Même si cet événement fut particulièrement douloureux, l’histoire l’a retenu comme étant une des étapes conduisant les peuples libres vers la victoire contre le nazisme.

A ce propos, et tant pis si cela risque de choquer, voici en conclusion une impression personnelle très amère.
Appartenant à la classe 46, je partis en janvier de cette même année effectuer mon service militaire à Fribourg en Allemagne. A Poitiers, on avait certes déblayé les rues mais demeurait le spectacle des maisons éventrées. A Fribourg, des petits wagonnets avaient été mis en place dans les rues. Toutes les personnes valides, vieillards, femmes et enfants s’employaient à trier et répertorier les pierres et tout ce qui pouvait être utile. Dix mois plus tard, quand je fus démobilisé, on commençait à rebâtir.
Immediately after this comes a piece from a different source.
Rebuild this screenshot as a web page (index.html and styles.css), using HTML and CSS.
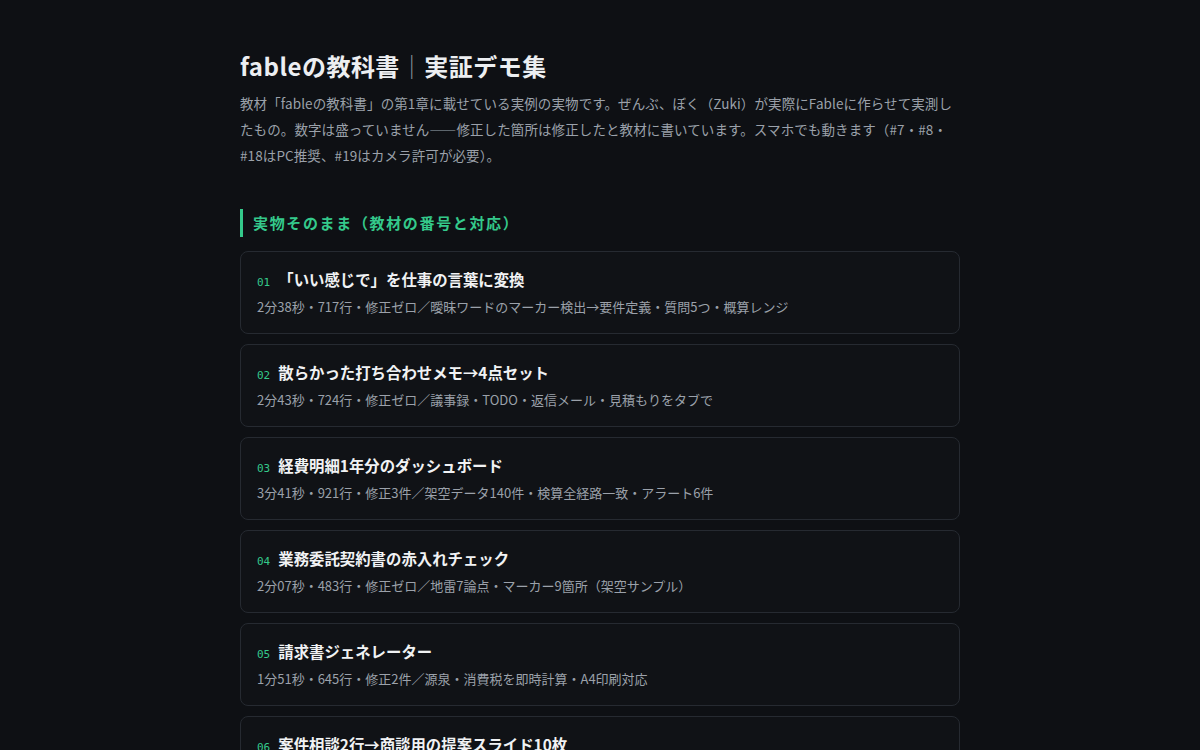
FILE: index.html
```html
<!DOCTYPE html>
<html lang="ja">
<head>
    <meta charset="UTF-8">
    <meta name="viewport" content="width=device-width, initial-scale=1.0">
    <title>fableの教科書｜実証デモ集</title>
    <link rel="stylesheet" href="styles.css">
</head>
<body>
    <div class="container">
        <h1>fableの教科書<span class="sep">｜</span>実証デモ集</h1>
        <p class="lead">教材「fableの教科書」の第1章に載せている実例の実物です。ぜんぶ、ぼく（Zuki）が実際にFableに作らせて実測したもの。数字は盛っていません——修正した箇所は修正したと教材に書いています。スマホでも動きます（#7・#8・#18はPC推奨、#19はカメラ許可が必要）。</p>

        <h2 class="section-title">実物そのまま（教材の番号と対応）</h2>

        <div class="demo-list">
            <a class="demo-card" href="#">
                <div class="demo-title"><span class="num">01</span>「いい感じで」を仕事の言葉に変換</div>
                <div class="demo-meta">2分38秒・717行・修正ゼロ／曖昧ワードのマーカー検出→要件定義・質問5つ・概算レンジ</div>
            </a>
            <a class="demo-card" href="#">
                <div class="demo-title"><span class="num">02</span>散らかった打ち合わせメモ→4点セット</div>
                <div class="demo-meta">2分43秒・724行・修正ゼロ／議事録・TODO・返信メール・見積もりをタブで</div>
            </a>
            <a class="demo-card" href="#">
                <div class="demo-title"><span class="num">03</span>経費明細1年分のダッシュボード</div>
                <div class="demo-meta">3分41秒・921行・修正3件／架空データ140件・検算全経路一致・アラート6件</div>
            </a>
            <a class="demo-card" href="#">
                <div class="demo-title"><span class="num">04</span>業務委託契約書の赤入れチェック</div>
                <div class="demo-meta">2分07秒・483行・修正ゼロ／地雷7論点・マーカー9箇所（架空サンプル）</div>
            </a>
            <a class="demo-card" href="#">
                <div class="demo-title"><span class="num">05</span>請求書ジェネレーター</div>
                <div class="demo-meta">1分51秒・645行・修正2件／源泉・消費税を即時計算・A4印刷対応</div>
            </a>
            <a class="demo-card" href="#">
                <div class="demo-title"><span class="num">06</span>案件相談2行→商談用の提案スライド10枚</div>
                <div class="demo-meta">2分12秒・538行・修正ゼロ／表紙・課題・提案・スケジュール・費用まで</div>
            </a>
        </div>
    </div>
</body>
</html>
```

FILE: styles.css
```css
body {
    font-family: "Noto Sans CJK JP", "Noto Sans", sans-serif;
    margin: 0;
    padding: 0;
    background-color: #0e1014;
    color: #e6e8eb;
}
.container {
    width: 720px;
    margin: 0 auto;
    padding: 49px 0 40px;
}
h1 {
    font-size: 24px;
    font-weight: 700;
    line-height: 34px;
    letter-spacing: 0.02em;
    margin: 0 0 7px;
    color: #eceef1;
}
h1 .sep {
    color: #8a9099;
    font-weight: 400;
}
.lead {
    font-size: 13.5px;
    line-height: 26px;
    letter-spacing: 0.1px;
    color: #9ba1aa;
    margin: 0;
}
.section-title {
    margin: 41px 0 14px;
    padding-left: 10px;
    border-left: 3px solid #34c98b;
    font-size: 15px;
    line-height: 28px;
    font-weight: 700;
    letter-spacing: 0.11em;
    color: #34c98b;
}
.demo-list {
    display: flex;
    flex-direction: column;
    gap: 10px;
}
.demo-card {
    display: block;
    padding: 16px;
    border: 1px solid #262a31;
    border-radius: 8px;
    background-color: #101216;
    text-decoration: none;
}
.demo-title {
    display: flex;
    align-items: baseline;
    gap: 8px;
    height: 22px;
    font-size: 15.4px;
    line-height: 22px;
    font-weight: 700;
    color: #f1f2f4;
    margin-bottom: 7px;
}
.num {
    font-family: "DejaVu Sans Mono", "Liberation Mono", monospace;
    font-size: 11px;
    line-height: 1;
    font-weight: 400;
    color: #34c98b;
}
.demo-meta {
    height: 20px;
    font-size: 13px;
    line-height: 20px;
    color: #9ba1aa;
}
```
A Poitiers, après ces dix mois sans permission, nous avons retrouvé pratiquement le même spectacle de désolation.
La terrible nuit du 13 juin 1944 n’était pas effacée, elle ne le sera sans doute jamais ».

De ce témoignage comme du précédent (que vous pouvez consulter), il faut retenir le choc face aux destructions occasionnées par les bombes, ce qui tendrait à prouver que le bombardement fut beaucoup plus important que celui mené par l’aviation allemande en juin 1940.
Et si chacun des deux témoins ne peut donner un bilan des victimes, on peut estimer qu’il fut beaucoup plus important que celui de 1940. En effet, un bilan officiel fait état de 173 morts et 239 blessés pour le bombardement du 13 juin 1944 tandis que celui du 19 juin 1940 fit 131 victimes. Les chiffres sont assez proches mais à la vue des destructions nettement plus conséquentes en juin 1944, il est raisonnable de penser que le bilan fut loin d’être exhaustif.